COLLECTED DATA:
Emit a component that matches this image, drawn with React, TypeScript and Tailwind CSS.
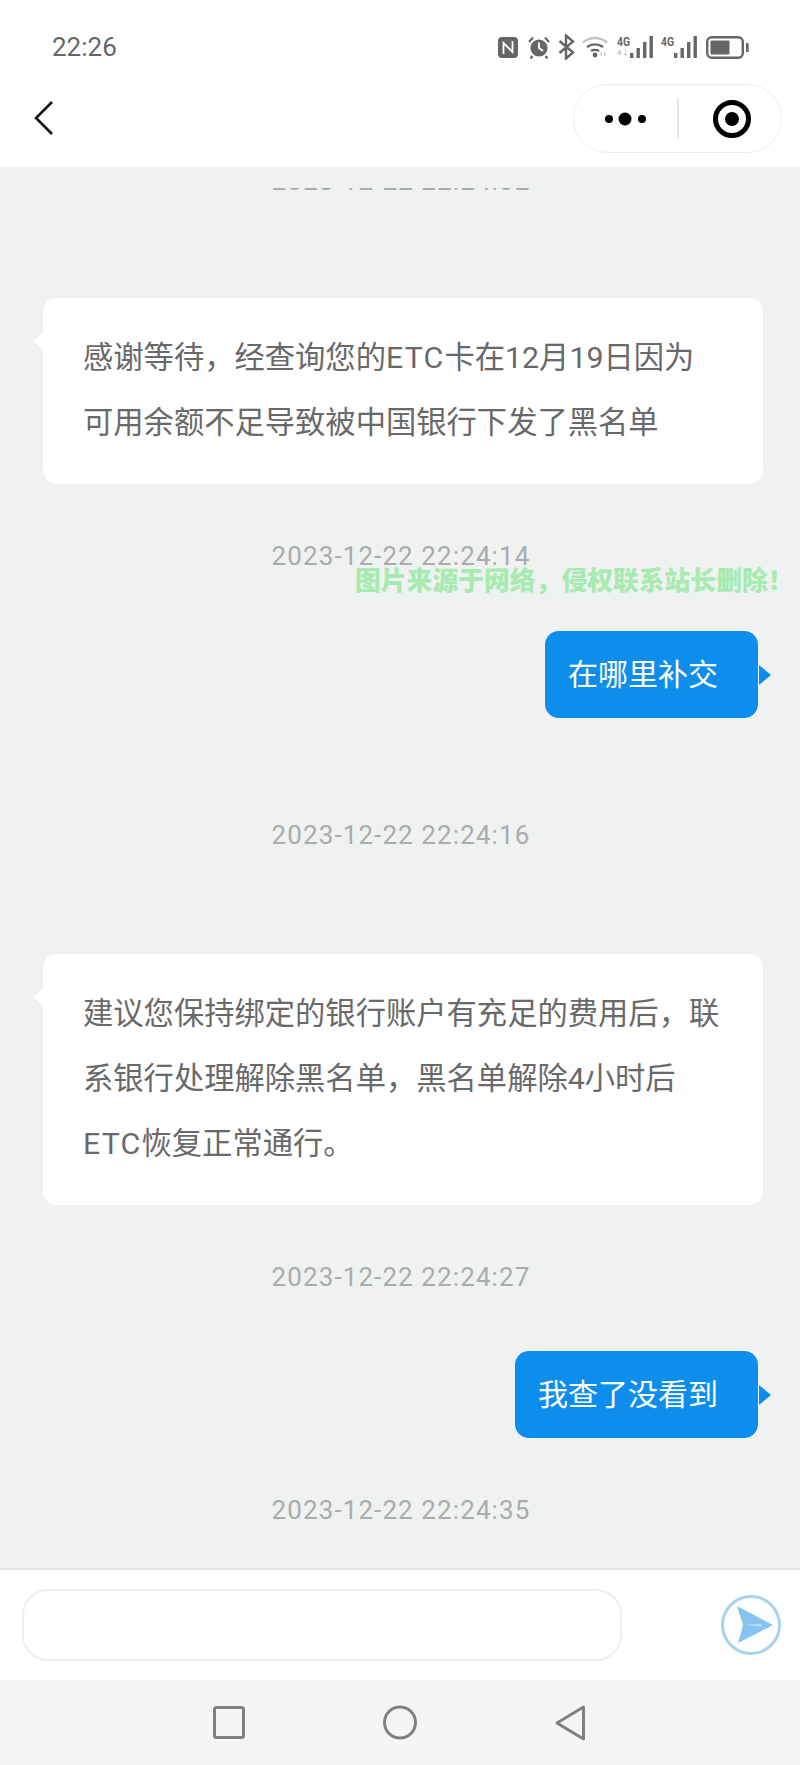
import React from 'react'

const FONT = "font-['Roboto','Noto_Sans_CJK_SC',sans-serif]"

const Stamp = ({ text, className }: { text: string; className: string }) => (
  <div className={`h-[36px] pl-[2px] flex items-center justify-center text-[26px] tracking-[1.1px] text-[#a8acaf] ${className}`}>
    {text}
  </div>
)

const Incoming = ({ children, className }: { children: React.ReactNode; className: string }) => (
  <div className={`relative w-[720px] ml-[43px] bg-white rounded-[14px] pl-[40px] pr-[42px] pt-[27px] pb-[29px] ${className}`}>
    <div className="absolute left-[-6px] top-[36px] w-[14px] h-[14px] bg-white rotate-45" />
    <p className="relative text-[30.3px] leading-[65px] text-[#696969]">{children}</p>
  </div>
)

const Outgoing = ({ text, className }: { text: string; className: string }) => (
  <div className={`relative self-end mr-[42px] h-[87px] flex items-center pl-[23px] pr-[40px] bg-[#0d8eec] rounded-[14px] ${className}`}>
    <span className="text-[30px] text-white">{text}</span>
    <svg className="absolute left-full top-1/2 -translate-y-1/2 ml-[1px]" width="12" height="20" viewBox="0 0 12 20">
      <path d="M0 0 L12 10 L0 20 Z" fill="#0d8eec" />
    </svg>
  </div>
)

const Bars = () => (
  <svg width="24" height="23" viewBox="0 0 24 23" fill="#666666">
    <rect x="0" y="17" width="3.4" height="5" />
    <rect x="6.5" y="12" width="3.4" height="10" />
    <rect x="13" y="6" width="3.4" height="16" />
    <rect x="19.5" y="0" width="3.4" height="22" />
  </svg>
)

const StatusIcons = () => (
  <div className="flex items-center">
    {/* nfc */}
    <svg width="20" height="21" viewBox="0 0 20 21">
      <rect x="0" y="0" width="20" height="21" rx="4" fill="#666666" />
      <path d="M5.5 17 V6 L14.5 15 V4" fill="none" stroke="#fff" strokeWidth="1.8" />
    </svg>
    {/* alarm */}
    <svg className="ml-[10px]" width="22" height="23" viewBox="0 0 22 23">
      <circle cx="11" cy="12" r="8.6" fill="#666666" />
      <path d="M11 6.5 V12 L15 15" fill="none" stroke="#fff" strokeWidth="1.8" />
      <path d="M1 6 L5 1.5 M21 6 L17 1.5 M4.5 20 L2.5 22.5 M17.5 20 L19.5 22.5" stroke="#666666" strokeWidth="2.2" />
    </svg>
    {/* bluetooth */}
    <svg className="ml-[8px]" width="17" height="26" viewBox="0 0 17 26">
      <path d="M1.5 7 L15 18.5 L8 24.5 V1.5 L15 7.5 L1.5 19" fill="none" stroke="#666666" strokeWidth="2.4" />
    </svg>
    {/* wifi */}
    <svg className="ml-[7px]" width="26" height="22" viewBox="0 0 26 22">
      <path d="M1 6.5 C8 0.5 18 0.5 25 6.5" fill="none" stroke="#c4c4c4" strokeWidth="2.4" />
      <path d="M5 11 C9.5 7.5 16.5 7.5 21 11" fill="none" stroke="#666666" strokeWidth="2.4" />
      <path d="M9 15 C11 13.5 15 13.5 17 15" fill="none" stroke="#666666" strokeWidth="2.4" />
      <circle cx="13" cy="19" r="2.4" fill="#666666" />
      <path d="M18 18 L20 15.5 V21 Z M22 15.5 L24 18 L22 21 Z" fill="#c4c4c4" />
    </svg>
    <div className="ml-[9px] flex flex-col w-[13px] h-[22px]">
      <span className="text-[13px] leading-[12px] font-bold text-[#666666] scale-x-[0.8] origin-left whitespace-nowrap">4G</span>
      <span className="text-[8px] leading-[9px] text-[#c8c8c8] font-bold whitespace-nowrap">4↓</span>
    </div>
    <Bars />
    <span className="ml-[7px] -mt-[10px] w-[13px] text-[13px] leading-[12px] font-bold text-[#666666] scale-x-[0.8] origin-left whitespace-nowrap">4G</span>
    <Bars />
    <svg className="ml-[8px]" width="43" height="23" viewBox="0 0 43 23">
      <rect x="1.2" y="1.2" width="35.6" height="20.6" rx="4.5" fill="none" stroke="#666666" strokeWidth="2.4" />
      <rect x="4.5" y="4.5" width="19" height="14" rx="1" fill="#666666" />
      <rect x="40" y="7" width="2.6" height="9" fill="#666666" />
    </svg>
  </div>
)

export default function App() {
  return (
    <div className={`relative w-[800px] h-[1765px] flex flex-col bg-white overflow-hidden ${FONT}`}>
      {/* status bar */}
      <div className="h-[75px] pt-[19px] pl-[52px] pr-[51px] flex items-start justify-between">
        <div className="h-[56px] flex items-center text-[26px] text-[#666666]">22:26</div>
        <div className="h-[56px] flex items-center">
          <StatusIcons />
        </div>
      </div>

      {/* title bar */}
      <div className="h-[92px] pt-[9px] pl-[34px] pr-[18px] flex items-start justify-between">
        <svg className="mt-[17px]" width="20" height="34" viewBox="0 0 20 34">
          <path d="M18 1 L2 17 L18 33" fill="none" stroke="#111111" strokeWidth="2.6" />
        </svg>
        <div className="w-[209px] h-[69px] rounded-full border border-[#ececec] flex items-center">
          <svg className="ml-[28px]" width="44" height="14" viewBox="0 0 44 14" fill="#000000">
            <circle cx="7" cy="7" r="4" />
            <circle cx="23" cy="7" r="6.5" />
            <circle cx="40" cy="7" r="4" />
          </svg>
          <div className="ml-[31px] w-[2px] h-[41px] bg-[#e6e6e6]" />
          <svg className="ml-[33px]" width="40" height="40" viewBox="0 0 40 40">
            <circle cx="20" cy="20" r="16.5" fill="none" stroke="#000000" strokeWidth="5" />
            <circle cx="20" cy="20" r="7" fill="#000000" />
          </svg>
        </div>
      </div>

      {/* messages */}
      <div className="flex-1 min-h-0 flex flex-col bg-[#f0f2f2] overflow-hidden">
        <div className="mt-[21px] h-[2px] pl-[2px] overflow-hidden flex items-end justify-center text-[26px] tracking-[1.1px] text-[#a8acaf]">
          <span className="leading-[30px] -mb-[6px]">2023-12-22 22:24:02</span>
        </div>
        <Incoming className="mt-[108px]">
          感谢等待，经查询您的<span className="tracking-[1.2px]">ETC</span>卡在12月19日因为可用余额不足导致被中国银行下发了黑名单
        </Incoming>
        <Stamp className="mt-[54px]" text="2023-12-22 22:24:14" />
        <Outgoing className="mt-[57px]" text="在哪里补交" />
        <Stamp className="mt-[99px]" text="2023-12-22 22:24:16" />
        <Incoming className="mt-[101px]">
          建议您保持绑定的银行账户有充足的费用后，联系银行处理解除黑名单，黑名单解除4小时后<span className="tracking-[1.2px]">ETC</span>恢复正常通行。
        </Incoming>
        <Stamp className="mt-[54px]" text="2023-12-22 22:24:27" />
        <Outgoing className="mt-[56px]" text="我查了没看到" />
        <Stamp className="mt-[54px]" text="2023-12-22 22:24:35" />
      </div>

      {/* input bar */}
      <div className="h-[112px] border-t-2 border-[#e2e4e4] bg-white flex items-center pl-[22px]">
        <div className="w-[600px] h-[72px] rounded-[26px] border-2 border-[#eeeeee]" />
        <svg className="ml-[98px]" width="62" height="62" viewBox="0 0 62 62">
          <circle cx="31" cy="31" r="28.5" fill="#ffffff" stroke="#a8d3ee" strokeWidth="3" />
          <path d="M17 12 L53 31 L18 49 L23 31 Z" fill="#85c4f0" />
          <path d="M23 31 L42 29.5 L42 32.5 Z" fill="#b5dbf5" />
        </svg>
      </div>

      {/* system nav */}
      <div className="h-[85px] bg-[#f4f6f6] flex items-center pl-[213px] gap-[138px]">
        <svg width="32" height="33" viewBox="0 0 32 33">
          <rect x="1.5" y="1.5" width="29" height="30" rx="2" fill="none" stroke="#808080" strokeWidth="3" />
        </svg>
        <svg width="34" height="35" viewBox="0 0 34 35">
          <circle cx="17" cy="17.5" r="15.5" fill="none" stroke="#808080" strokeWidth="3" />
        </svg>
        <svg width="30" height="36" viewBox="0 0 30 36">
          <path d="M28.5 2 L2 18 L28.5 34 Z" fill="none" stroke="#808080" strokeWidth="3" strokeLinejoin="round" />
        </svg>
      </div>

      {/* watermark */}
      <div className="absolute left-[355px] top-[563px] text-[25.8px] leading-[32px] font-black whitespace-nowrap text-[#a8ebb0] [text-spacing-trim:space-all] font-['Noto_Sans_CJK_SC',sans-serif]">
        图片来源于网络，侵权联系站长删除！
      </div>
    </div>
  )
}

EXERCISE DETAILS:
Look through the data above. Each line containing the word "React" needs to be copied.

SOLUTION:
Emit a component that matches this image, drawn with React, TypeScript and Tailwind CSS.
import React from 'react'
const Incoming = ({ children, className }: { children: React.ReactNode; className: string }) => (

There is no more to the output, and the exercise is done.